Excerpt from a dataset
▽

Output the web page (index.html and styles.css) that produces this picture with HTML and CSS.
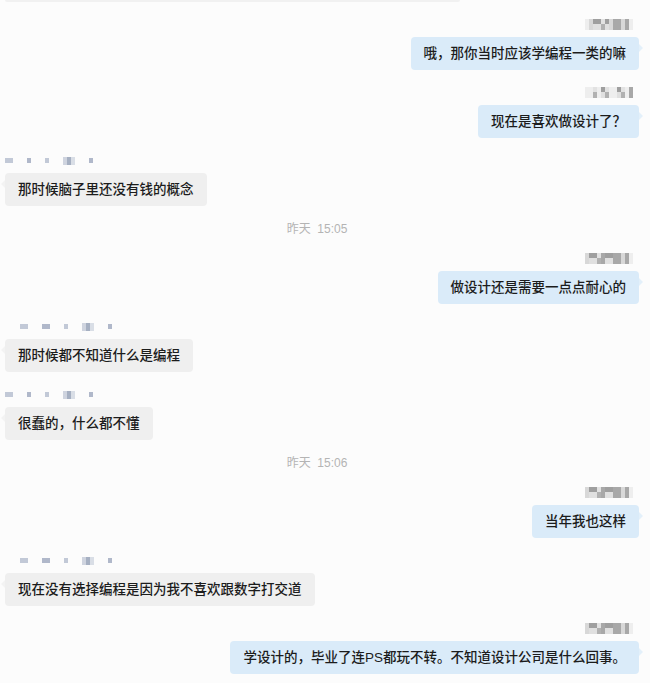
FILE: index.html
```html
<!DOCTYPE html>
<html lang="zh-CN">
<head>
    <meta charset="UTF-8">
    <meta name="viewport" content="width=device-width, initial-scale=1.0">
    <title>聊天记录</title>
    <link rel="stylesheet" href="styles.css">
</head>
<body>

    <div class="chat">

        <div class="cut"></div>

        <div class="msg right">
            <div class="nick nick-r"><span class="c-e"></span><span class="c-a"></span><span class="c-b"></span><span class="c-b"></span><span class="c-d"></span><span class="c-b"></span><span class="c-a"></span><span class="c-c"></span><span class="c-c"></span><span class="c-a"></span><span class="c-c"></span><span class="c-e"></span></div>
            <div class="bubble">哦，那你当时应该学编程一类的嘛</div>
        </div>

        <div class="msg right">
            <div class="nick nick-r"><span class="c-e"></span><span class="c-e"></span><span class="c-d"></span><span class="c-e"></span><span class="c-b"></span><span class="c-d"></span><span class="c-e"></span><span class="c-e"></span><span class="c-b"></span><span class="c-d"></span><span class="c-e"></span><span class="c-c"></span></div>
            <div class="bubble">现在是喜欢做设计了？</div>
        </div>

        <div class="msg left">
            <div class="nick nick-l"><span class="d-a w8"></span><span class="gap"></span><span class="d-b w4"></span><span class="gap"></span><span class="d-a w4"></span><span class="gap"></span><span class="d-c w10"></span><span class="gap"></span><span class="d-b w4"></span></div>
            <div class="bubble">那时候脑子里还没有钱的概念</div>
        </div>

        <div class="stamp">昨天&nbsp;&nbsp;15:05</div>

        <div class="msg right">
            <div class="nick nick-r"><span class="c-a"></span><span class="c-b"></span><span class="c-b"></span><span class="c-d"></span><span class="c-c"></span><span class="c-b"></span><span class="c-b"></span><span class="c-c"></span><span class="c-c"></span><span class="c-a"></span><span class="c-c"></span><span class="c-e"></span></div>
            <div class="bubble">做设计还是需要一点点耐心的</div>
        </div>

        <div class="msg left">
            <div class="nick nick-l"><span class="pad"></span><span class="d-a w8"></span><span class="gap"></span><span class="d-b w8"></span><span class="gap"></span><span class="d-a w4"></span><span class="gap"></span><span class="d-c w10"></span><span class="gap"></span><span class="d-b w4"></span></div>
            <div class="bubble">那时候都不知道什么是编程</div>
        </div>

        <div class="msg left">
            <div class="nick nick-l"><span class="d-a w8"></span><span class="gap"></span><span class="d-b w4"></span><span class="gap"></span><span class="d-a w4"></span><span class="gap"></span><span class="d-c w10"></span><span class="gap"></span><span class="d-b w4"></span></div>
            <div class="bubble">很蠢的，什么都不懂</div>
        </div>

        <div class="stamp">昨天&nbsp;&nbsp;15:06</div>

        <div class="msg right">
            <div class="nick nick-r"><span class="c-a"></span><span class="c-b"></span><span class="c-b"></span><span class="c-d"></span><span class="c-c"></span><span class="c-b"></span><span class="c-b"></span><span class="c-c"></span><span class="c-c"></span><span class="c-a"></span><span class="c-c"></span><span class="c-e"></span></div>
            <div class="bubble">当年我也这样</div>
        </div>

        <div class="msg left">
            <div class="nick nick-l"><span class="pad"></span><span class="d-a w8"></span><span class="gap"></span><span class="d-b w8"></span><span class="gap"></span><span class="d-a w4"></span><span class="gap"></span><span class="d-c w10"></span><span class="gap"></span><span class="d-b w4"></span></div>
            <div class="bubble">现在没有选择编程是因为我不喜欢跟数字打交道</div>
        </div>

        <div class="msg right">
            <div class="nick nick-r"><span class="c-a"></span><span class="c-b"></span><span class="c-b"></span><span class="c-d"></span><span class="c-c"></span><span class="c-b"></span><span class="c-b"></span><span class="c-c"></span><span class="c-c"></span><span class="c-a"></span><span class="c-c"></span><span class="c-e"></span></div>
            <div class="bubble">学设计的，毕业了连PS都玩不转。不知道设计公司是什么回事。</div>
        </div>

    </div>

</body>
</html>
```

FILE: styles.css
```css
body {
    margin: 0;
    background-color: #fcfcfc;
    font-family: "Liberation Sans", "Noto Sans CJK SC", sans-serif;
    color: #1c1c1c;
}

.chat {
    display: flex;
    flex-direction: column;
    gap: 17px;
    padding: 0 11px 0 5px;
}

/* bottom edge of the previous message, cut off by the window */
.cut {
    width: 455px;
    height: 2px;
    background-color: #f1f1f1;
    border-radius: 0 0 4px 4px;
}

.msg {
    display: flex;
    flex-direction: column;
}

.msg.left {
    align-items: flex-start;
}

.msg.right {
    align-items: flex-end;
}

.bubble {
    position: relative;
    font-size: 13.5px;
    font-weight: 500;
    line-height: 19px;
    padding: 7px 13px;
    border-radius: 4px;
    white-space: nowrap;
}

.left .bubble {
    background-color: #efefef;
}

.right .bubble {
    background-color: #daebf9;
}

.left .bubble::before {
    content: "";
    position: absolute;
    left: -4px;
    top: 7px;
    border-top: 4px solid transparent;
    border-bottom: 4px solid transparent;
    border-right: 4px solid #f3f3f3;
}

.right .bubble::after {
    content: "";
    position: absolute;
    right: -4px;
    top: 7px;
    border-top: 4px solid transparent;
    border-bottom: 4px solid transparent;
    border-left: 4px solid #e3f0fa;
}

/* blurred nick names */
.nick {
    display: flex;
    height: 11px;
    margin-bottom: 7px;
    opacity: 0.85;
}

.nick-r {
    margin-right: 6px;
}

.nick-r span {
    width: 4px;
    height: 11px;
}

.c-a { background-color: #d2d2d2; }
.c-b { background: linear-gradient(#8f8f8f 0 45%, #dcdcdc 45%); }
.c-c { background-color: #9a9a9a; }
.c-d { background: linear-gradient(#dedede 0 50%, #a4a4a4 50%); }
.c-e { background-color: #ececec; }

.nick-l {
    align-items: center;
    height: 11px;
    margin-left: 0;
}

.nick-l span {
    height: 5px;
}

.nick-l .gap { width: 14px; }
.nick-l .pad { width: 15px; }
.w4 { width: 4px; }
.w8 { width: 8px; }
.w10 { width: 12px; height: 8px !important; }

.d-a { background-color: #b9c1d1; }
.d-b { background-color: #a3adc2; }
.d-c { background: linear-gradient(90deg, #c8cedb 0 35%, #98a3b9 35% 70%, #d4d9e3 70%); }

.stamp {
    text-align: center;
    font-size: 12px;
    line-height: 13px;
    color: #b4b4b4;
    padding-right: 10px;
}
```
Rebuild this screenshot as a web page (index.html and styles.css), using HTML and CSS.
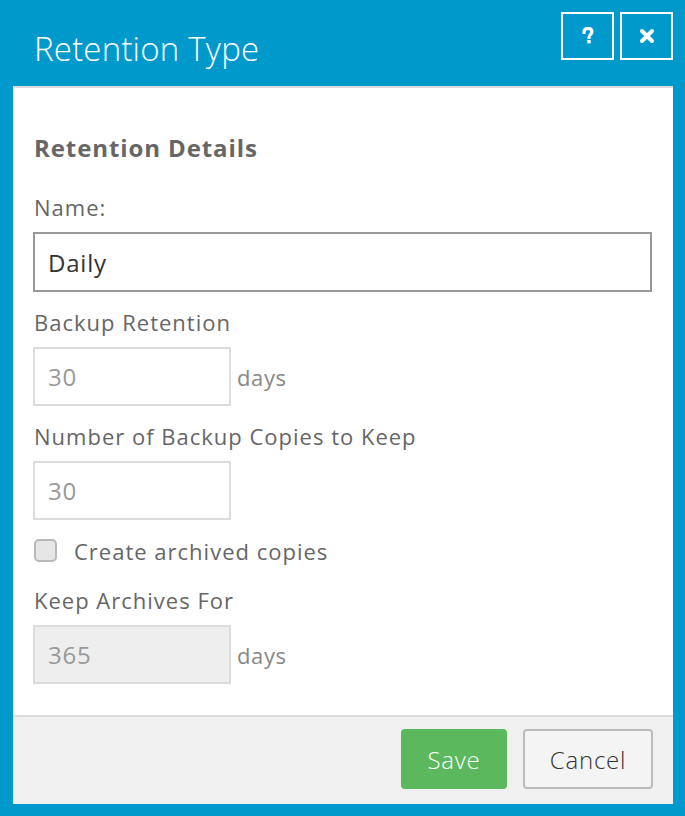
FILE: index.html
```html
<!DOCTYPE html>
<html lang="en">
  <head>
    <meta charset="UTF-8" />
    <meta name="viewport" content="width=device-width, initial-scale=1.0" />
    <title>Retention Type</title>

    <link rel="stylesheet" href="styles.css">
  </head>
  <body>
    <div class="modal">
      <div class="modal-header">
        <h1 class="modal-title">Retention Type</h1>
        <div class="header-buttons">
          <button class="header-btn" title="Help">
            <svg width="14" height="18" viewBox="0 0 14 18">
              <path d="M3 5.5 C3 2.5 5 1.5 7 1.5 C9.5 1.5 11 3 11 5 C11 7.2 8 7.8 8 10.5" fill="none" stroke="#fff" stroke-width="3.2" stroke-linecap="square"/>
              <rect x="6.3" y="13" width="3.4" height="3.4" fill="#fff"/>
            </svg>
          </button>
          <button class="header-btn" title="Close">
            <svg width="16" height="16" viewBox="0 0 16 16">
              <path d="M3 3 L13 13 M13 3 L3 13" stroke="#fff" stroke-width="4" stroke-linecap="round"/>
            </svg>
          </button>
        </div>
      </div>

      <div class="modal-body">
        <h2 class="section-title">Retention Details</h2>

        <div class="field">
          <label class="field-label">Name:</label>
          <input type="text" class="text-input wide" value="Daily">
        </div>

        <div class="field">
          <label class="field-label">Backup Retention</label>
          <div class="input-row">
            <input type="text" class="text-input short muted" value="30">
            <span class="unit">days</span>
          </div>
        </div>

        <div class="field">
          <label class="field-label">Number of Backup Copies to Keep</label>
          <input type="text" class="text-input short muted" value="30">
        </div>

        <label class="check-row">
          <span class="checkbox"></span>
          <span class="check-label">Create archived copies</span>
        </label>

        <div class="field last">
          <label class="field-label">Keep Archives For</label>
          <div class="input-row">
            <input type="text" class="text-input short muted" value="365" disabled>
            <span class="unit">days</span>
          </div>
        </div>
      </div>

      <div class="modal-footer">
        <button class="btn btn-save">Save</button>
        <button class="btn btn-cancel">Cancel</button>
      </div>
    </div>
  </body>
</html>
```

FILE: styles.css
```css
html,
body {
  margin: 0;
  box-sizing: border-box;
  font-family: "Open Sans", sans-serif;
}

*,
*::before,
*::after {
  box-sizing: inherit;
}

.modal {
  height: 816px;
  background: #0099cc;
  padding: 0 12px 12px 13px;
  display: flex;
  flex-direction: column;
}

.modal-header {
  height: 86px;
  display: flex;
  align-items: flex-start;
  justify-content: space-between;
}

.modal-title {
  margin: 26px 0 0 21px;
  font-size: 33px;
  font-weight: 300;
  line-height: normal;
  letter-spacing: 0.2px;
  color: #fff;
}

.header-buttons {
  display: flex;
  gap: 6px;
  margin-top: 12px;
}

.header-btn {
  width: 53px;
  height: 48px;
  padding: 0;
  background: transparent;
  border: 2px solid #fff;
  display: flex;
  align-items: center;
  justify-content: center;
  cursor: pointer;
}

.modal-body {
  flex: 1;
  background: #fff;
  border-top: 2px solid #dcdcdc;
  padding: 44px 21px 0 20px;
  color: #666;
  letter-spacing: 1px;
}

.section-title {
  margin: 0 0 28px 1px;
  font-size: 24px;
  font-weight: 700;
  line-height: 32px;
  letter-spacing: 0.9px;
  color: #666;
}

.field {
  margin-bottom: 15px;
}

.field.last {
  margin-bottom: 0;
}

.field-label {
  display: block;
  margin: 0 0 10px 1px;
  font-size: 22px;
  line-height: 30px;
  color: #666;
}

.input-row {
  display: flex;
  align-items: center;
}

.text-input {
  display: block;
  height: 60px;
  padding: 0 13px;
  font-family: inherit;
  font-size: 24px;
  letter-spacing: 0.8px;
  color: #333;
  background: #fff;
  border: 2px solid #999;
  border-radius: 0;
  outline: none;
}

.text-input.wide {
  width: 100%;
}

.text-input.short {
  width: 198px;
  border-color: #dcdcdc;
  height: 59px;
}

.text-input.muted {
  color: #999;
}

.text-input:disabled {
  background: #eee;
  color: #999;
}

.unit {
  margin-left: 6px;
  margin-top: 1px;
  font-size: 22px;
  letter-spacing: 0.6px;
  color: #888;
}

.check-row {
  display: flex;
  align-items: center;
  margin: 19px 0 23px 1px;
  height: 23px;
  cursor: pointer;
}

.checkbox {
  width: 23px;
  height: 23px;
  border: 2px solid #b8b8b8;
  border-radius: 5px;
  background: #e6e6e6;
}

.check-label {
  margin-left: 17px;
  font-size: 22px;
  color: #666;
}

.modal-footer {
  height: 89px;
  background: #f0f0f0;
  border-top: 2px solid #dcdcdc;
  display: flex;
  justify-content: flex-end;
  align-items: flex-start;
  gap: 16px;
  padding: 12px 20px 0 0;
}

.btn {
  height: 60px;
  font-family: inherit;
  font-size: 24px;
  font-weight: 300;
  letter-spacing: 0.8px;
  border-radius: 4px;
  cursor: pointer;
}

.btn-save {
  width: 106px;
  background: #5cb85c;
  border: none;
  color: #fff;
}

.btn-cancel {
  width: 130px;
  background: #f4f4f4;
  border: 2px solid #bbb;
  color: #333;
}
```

△

» **AIM OF THE EXERCISE**
Gather and return every line that holds the string "page".

» **COMPLETE ANSWER**
Output the web page (index.html and styles.css) that produces this picture with HTML and CSS.
Rebuild this screenshot as a web page (index.html and styles.css), using HTML and CSS.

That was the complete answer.